Y-LIFE: You've also predicted that the future will be all about wearable computers.

BOWIE: I can't wait.

Y-LIFE: You're going to preorder?

BOWIE: Can you imagine the terrible, nasty things we'll be asked to wear? We'll all look like Devo.

Y-LIFE: The last thing I want to talk about is the part of the Net devoted to gossip and rumor.

BOWIE: Oh, I never read that. [Laughs]

Y-LIFE: You've been the subject of a lot of gossip through the years. For the last decade you've been living relatively normally, as you said. But let's say the Internet in this form had existed in 1974.

BOWIE: Oh, my god.

Y-LIFE: You'd have logged on to Cybersleaze and read all these rumors about yourself..

BOWIE: Yeah. Well, it's human nature. No change from the fifteenth century to the seventeenth century to now. Gossip has always been a way that people have assessed their moral station in life. People say, "So-and-so has done this," and they get a reaction from the person they're telling it to, and then they gauge their own reaction. It's a way of finding out the moral temperature.

Y-LIFE: So today your biographers, both authorized and unauthorized, would be online

BOWIE: I think most of it's online, anyway

Y-LIFE: Including your own site-you seen to have the instincts of a pack rat.

BOWIE: I have so much stuff, it's unbelievable. Even in my out-of-my-nut stages, I seem to have not thrown anything away. I probably have more than anybody else around-if that definitive book would ever come out. I think it's much more likely that I'll end up archiving completely on the Net. Just assemble the stuff that's collected over the years.

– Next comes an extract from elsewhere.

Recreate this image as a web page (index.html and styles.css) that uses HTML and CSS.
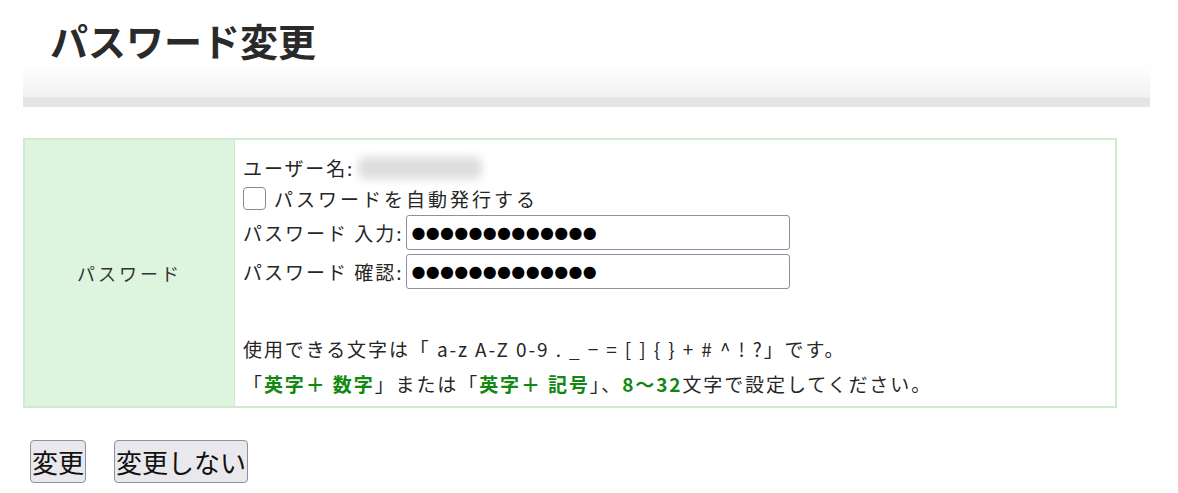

Y-LIFE: Like a presidential library - but for rock stars.

BOWIE: I wonder if Bill Gates would pay $3O million for the original lyrics to "Space Oddity." Hmmm. Didn't he pay that for the Codex Leicester [a notebook of Leonardo da Vinci's that Gates bought for $30.8 million in 1994-Ed.]?

Y-LIFE: If you tell him that the lyric is older than it is, maybe. He probably doesn't know.

BOWIE: [Laughs] Being a Mac person, I'm in full agreement with you.